Exercise goal:
Read the records below and copy each line that contains "this".

Data for processing:
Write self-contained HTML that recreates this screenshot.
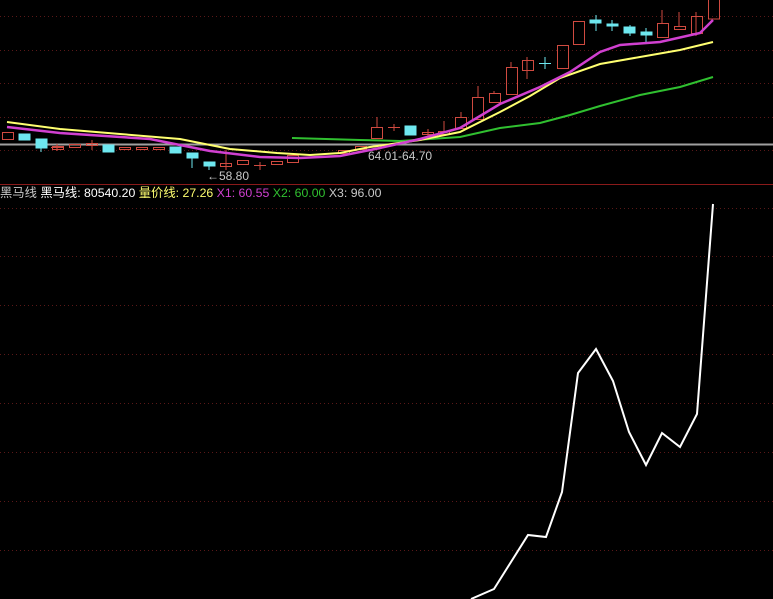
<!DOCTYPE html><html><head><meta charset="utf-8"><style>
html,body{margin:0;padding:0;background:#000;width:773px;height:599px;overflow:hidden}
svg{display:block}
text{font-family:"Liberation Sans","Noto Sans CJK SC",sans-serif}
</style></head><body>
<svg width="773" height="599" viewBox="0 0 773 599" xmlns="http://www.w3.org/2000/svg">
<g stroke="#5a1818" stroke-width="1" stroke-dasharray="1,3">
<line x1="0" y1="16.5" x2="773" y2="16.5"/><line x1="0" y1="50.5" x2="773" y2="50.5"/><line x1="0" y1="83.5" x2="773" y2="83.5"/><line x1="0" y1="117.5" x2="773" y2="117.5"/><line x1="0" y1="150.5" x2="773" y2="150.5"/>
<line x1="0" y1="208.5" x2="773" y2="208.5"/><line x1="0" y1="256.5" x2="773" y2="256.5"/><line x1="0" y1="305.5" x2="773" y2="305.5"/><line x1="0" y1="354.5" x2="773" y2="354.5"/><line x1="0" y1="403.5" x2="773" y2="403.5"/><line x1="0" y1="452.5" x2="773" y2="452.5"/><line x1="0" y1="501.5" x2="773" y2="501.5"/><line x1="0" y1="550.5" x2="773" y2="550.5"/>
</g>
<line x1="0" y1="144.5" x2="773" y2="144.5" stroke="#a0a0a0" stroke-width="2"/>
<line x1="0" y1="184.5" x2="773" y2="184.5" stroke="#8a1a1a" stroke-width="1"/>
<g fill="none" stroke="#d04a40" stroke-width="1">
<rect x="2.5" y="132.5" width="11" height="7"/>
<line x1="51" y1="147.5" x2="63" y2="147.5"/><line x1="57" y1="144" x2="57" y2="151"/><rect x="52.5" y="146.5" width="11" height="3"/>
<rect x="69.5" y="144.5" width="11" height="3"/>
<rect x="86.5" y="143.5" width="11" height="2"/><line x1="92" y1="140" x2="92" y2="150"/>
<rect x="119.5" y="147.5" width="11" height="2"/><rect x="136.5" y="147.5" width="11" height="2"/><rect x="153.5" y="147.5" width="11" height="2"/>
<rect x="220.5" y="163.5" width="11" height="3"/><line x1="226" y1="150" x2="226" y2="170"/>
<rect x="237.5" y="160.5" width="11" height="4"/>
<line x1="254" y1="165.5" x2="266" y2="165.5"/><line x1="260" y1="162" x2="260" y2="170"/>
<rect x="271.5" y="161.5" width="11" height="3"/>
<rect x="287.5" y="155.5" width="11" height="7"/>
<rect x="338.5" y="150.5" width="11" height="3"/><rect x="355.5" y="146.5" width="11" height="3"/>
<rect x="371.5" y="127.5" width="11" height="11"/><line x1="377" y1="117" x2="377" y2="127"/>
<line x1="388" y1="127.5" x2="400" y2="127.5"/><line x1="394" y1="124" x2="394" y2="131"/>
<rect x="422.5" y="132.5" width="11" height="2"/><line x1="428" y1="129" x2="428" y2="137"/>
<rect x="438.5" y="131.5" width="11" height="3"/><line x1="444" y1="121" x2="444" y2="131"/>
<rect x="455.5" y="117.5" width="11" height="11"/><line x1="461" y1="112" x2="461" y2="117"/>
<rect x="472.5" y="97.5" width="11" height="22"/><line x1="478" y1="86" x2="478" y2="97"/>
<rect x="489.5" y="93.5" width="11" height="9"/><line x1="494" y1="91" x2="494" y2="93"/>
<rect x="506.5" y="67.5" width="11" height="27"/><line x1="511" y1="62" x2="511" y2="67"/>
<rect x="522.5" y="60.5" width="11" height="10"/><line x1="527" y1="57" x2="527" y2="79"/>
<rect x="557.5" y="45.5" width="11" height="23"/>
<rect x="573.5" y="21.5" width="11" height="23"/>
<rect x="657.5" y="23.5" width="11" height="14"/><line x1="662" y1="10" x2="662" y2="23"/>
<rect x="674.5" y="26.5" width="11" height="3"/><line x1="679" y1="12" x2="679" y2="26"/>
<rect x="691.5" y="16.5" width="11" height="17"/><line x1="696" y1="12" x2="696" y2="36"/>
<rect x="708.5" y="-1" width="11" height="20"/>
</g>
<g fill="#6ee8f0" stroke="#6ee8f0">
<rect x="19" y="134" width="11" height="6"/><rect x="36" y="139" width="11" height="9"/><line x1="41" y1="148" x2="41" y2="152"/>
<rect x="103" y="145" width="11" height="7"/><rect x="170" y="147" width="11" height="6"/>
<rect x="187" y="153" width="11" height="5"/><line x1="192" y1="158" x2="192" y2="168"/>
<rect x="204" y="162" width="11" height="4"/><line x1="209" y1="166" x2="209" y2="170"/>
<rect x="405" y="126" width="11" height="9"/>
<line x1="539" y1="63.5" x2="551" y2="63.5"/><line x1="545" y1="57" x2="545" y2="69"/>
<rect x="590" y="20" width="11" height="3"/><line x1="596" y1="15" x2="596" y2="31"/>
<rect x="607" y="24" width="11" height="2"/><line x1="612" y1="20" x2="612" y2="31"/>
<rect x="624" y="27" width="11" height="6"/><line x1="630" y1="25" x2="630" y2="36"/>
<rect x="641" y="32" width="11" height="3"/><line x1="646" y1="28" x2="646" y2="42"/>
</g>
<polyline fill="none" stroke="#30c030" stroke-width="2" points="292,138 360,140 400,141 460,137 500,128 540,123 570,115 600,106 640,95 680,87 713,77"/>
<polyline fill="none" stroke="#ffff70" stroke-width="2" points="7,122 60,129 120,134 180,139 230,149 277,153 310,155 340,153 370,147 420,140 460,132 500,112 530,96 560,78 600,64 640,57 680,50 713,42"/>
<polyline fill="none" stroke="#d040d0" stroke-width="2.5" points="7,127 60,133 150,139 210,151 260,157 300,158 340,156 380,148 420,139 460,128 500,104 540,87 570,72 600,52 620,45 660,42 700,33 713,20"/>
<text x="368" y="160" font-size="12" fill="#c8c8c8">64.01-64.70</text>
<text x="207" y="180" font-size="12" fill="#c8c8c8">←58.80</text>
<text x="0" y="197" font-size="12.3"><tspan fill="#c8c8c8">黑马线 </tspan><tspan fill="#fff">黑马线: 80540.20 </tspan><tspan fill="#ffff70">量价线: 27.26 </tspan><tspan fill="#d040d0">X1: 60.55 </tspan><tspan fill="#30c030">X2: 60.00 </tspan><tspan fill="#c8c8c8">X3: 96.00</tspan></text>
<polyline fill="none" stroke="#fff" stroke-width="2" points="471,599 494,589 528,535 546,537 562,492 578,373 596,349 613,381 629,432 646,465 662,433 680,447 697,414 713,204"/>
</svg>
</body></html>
* * *
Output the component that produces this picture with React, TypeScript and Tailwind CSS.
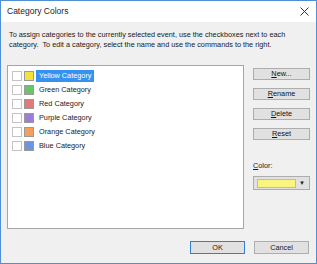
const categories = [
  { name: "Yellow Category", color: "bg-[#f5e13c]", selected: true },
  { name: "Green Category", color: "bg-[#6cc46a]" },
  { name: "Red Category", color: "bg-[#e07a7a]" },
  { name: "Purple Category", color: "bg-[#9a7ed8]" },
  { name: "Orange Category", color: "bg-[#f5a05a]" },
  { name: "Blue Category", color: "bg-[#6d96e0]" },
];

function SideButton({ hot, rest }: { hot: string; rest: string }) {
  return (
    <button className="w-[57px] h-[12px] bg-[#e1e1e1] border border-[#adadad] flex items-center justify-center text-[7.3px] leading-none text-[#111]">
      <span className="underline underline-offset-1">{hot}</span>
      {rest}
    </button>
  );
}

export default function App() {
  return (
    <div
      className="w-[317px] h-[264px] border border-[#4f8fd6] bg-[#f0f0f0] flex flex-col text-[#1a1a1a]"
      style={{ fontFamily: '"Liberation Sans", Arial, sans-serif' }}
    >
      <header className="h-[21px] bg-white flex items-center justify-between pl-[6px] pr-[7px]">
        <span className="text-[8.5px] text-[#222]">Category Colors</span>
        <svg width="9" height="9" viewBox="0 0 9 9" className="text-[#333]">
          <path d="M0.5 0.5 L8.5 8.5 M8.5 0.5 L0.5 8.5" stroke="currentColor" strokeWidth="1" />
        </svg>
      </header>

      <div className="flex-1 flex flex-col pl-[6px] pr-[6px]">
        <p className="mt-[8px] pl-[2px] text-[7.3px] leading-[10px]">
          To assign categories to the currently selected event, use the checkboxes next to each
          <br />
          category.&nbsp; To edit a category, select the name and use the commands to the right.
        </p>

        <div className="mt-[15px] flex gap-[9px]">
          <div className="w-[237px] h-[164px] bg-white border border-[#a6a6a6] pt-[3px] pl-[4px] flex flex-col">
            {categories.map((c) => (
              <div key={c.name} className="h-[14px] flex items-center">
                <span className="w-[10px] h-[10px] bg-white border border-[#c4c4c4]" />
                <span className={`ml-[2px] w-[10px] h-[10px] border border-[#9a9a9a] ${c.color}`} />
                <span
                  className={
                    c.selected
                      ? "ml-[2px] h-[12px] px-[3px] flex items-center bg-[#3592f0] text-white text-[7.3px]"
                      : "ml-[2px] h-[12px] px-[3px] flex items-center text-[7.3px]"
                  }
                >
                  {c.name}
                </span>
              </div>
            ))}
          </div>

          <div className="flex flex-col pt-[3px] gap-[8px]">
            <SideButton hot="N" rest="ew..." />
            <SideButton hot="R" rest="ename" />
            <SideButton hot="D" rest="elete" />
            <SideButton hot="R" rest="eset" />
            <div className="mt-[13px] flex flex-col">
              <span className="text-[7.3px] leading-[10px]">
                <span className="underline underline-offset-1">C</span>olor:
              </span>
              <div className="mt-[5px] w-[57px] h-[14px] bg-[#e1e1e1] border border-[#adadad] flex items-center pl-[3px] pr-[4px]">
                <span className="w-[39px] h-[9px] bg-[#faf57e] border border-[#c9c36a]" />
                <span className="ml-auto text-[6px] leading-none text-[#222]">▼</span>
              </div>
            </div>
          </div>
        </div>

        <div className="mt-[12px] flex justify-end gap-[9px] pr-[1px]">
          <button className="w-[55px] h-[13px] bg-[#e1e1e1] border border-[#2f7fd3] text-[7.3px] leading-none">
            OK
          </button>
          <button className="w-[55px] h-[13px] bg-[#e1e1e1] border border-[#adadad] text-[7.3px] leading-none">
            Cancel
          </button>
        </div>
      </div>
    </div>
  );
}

Answer for the task:
Write self-contained HTML that recreates this screenshot.
Output the component that produces this picture with React, TypeScript and Tailwind CSS.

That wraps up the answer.